_Task:_
Shown below is a listing with pictures; reproduce exactly, and only, the lines between the ones containing "Convert this screenshot" and "const COLS = [1, 2, 3, 4, 5, 6, 7, 8, 9, 10];", inclusive, leaving the pictures out.

>> BEGIN Source data

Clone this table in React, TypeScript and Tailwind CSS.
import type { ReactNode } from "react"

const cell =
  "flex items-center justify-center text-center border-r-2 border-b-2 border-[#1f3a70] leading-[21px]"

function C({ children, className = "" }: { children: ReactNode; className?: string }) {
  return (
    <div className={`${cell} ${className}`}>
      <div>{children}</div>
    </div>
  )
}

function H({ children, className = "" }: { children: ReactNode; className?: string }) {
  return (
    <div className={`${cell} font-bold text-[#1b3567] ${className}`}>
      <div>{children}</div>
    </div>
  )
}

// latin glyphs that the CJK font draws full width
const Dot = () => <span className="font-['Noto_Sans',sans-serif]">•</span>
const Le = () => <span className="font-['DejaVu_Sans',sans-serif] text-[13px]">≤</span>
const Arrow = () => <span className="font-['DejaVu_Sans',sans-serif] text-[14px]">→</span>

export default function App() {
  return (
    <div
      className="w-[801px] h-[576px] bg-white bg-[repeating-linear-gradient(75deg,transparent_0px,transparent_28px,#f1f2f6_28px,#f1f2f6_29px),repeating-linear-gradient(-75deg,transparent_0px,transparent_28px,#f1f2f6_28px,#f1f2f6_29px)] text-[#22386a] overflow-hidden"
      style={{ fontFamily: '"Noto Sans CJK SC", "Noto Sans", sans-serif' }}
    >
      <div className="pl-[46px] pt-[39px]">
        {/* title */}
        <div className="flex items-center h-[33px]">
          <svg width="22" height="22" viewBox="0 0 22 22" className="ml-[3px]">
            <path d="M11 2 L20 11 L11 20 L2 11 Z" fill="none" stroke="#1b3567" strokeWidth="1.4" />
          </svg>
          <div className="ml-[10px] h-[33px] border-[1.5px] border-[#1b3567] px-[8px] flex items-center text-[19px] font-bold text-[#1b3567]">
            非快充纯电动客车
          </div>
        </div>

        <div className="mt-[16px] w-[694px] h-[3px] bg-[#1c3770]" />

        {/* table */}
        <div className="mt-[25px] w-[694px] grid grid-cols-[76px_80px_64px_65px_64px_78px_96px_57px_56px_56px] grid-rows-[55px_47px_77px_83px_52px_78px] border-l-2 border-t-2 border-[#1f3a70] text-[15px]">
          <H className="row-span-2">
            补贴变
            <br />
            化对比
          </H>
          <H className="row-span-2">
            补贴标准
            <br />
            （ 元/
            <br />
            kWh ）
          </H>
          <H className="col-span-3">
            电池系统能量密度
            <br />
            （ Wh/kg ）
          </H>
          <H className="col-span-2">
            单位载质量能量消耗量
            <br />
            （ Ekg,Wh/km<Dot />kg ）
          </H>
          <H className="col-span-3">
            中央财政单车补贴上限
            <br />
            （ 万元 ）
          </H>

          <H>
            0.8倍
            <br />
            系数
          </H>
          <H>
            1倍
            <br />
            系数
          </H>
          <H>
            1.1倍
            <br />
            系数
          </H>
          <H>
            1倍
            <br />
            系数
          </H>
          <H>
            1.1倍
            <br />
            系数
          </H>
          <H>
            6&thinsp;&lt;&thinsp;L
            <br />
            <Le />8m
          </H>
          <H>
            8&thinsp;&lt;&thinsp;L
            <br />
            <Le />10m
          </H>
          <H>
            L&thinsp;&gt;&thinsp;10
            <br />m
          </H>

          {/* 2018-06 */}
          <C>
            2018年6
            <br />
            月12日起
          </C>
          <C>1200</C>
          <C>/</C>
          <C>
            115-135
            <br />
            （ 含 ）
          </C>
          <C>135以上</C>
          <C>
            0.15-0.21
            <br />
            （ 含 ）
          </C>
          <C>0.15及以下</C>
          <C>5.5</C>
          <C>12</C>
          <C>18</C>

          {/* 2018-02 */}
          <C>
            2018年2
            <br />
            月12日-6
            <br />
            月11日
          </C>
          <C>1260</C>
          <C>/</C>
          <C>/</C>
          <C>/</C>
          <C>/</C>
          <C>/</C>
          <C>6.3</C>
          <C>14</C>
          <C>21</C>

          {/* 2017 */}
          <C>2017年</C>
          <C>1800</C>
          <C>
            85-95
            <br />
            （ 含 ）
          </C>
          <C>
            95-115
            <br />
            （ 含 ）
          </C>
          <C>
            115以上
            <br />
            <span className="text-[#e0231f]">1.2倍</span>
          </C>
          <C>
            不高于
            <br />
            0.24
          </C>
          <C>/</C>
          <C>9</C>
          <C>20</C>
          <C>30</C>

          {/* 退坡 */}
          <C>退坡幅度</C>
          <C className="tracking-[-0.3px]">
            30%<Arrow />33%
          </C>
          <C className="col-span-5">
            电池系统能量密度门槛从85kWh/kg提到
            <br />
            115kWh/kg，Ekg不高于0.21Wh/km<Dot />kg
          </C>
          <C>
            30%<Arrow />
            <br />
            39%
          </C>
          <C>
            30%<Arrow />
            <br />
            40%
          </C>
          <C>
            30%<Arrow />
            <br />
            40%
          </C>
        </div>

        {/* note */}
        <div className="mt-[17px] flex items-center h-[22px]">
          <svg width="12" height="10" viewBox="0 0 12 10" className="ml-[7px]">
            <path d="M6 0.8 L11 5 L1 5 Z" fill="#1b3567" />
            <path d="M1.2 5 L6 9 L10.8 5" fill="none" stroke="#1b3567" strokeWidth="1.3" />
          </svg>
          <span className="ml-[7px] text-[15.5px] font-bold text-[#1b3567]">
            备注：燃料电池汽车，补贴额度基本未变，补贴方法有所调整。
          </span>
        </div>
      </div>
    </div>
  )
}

>> END Source data
>> BEGIN Source data

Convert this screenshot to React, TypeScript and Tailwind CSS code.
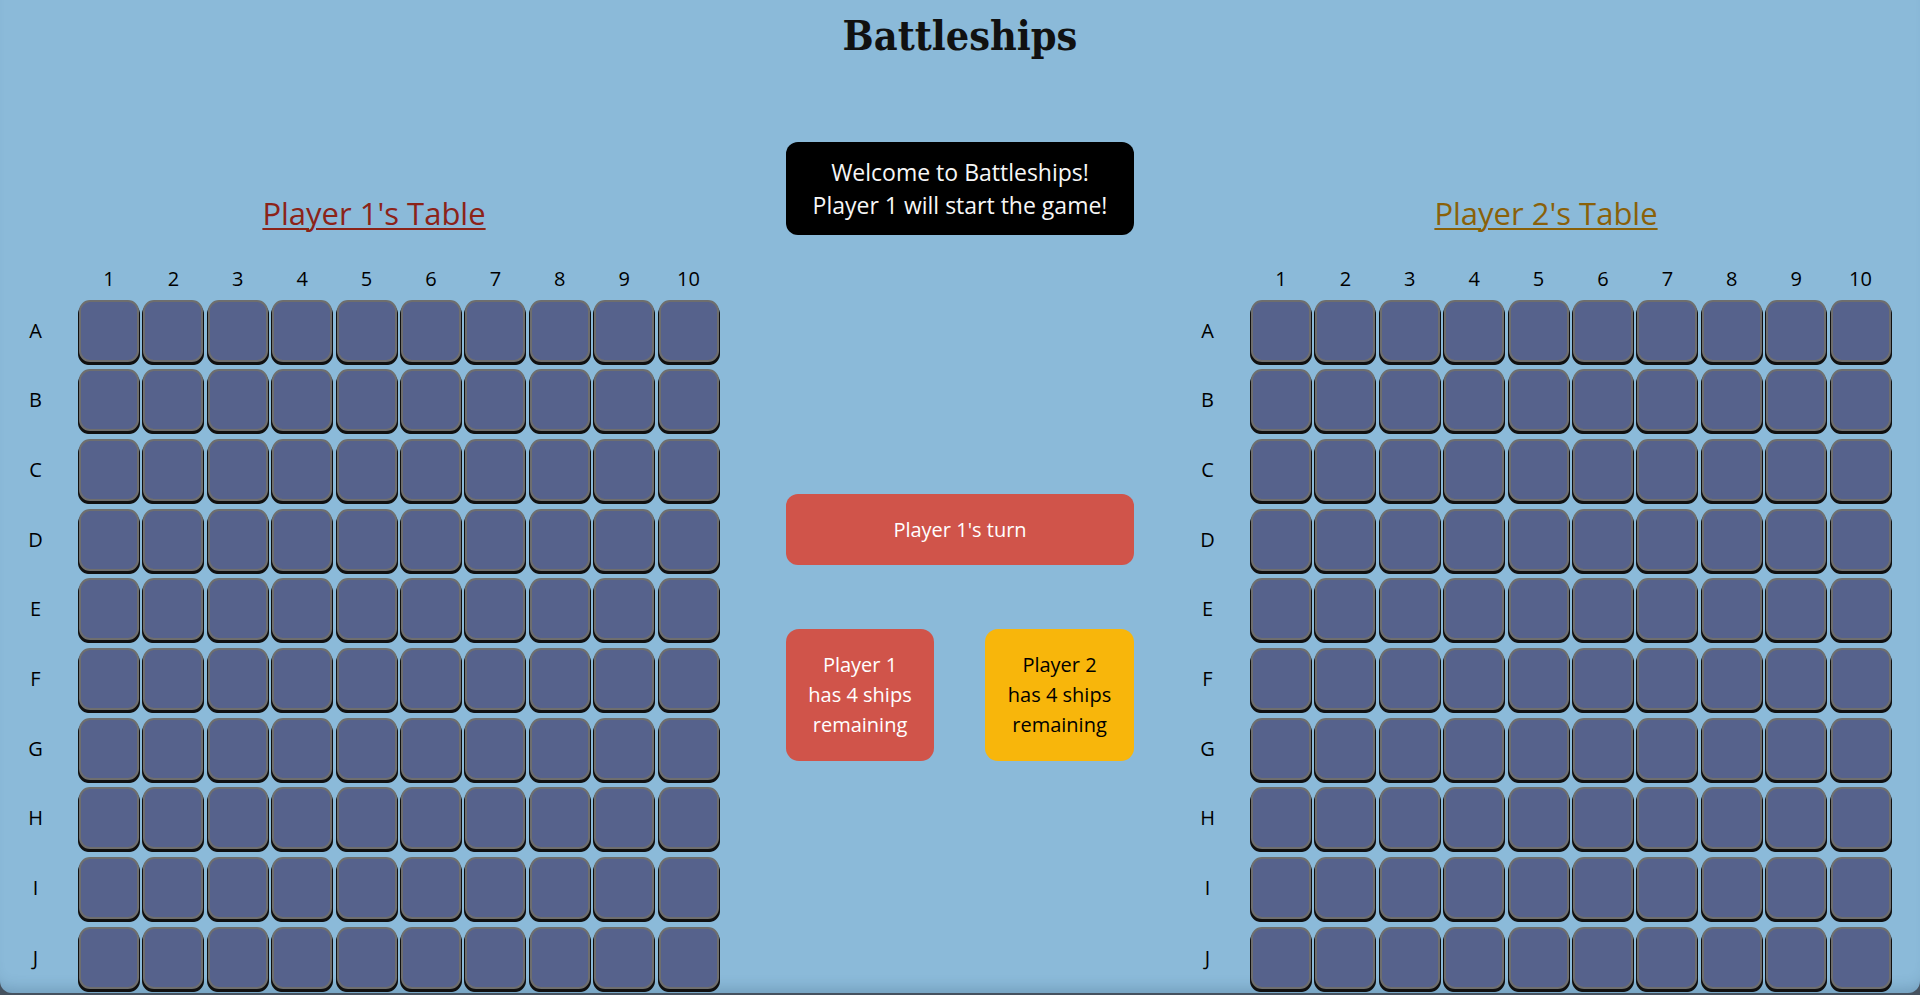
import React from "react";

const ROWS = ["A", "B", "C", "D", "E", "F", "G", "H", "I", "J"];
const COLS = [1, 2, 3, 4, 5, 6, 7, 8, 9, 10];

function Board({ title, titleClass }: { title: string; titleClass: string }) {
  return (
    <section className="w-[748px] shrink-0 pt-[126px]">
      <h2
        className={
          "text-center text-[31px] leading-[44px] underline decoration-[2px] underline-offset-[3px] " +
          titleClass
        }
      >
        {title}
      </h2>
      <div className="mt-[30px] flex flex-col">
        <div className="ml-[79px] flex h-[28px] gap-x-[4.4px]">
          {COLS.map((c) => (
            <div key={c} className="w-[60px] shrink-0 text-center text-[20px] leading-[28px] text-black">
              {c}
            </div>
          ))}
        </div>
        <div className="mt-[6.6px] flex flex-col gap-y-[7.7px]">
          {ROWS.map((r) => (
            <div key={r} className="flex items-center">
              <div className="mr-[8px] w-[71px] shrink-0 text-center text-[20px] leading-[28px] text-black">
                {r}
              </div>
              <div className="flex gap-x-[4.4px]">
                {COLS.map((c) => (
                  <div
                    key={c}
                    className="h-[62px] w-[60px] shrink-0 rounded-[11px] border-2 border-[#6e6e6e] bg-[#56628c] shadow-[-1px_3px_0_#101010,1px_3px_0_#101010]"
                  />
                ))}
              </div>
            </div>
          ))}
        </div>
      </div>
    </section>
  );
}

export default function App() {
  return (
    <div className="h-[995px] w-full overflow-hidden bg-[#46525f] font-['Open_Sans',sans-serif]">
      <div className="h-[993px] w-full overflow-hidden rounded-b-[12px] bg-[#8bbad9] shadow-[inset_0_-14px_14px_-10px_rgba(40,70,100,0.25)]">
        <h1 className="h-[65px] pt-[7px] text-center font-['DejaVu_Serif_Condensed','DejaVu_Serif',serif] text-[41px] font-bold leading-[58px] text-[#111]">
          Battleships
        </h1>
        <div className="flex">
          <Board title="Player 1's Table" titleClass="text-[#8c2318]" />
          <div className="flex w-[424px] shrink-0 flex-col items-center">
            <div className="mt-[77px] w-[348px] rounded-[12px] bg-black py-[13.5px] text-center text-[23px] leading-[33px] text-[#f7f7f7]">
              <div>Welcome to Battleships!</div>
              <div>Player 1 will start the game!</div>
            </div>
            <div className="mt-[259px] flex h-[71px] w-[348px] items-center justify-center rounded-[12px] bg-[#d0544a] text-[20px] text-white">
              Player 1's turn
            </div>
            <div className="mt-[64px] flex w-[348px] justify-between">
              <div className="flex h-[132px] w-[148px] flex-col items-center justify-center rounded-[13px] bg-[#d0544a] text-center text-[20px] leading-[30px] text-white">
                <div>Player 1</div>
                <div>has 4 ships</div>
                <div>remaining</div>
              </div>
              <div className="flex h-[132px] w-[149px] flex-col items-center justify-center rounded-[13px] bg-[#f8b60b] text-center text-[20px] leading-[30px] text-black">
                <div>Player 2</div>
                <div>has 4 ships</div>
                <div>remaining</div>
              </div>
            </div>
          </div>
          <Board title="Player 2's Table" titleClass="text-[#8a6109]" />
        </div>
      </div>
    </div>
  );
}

>> END Source data
>> BEGIN Source data

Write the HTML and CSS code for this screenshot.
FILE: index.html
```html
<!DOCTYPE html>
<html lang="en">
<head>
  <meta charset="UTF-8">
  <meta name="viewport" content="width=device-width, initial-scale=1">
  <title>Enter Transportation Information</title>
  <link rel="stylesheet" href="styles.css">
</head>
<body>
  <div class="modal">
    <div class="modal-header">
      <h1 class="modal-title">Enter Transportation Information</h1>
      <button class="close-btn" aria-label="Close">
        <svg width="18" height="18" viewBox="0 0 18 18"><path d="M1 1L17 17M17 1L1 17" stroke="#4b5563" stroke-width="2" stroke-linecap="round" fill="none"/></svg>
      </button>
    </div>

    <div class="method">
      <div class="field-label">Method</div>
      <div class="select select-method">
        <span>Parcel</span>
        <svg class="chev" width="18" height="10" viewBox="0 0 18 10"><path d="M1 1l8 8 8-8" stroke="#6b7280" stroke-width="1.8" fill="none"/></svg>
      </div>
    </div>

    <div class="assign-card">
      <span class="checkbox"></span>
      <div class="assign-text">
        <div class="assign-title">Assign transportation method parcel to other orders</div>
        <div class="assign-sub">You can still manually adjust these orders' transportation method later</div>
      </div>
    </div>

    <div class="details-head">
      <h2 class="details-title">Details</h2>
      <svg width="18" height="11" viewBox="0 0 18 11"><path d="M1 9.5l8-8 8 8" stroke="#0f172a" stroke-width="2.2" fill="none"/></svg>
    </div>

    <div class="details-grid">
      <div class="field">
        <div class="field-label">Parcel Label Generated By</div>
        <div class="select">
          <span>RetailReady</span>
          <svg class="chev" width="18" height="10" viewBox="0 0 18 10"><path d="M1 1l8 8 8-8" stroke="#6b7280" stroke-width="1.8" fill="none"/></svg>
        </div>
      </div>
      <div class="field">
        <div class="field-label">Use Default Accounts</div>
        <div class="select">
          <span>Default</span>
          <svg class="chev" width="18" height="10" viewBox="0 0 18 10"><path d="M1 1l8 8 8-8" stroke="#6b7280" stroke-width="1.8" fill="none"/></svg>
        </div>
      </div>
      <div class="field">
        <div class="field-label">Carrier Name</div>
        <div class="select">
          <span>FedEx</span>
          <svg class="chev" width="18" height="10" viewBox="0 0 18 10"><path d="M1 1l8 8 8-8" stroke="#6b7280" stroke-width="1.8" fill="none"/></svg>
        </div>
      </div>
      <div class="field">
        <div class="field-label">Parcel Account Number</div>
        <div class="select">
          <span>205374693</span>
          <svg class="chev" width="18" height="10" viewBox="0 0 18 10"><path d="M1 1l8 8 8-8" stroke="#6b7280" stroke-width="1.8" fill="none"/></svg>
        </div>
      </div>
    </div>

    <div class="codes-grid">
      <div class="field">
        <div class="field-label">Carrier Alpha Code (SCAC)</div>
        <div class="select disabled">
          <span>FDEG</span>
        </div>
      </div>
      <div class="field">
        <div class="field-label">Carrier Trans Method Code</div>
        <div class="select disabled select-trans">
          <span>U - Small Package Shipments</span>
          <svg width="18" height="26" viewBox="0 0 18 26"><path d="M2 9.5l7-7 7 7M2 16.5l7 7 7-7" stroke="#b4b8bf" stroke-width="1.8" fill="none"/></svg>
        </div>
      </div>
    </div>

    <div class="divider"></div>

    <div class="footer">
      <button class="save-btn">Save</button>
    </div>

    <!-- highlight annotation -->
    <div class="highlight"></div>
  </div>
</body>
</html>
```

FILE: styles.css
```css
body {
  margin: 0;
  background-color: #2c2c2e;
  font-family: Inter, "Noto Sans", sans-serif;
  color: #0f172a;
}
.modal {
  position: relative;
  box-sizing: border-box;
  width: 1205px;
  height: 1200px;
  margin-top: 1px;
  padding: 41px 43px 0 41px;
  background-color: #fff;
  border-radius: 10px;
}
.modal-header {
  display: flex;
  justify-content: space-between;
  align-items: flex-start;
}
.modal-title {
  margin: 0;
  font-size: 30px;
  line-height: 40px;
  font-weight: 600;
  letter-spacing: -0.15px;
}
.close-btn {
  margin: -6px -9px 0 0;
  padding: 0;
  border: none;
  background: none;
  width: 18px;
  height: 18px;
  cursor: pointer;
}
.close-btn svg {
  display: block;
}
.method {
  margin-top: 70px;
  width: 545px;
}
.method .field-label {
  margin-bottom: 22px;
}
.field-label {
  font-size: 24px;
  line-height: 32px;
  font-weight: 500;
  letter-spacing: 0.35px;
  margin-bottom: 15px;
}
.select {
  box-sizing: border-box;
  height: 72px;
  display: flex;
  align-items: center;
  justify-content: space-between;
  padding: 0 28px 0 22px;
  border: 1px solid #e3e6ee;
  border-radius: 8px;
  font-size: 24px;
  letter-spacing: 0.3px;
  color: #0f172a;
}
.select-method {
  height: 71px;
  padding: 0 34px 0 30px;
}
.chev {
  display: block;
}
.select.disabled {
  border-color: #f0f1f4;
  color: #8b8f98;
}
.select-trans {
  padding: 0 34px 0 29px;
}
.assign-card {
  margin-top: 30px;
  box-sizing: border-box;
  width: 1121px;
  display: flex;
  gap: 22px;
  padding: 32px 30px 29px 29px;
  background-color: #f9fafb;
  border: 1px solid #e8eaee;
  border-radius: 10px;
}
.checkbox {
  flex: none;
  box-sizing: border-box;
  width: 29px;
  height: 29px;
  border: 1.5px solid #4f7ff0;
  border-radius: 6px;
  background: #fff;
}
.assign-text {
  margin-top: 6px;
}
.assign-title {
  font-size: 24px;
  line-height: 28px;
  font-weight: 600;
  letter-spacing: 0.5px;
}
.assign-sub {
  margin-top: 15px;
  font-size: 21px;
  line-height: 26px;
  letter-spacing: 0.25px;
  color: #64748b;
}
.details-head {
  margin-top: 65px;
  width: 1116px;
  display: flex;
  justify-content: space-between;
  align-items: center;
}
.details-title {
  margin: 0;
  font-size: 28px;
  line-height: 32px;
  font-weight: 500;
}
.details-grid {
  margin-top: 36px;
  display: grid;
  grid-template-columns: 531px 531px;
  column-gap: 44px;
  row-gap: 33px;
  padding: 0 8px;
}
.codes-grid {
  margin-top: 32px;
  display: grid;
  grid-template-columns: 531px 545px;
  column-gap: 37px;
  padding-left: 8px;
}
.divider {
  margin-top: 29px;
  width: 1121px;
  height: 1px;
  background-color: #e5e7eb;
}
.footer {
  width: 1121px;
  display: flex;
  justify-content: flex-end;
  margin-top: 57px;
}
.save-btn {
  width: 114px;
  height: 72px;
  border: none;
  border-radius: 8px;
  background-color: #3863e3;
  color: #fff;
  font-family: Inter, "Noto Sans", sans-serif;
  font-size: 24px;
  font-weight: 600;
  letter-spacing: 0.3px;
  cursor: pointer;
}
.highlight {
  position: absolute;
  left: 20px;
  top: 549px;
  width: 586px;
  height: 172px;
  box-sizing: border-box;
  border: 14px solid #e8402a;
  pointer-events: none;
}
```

>> END Source data

_Exercise response:_
Convert this screenshot to React, TypeScript and Tailwind CSS code.
import React from "react";

const ROWS = ["A", "B", "C", "D", "E", "F", "G", "H", "I", "J"];
const COLS = [1, 2, 3, 4, 5, 6, 7, 8, 9, 10];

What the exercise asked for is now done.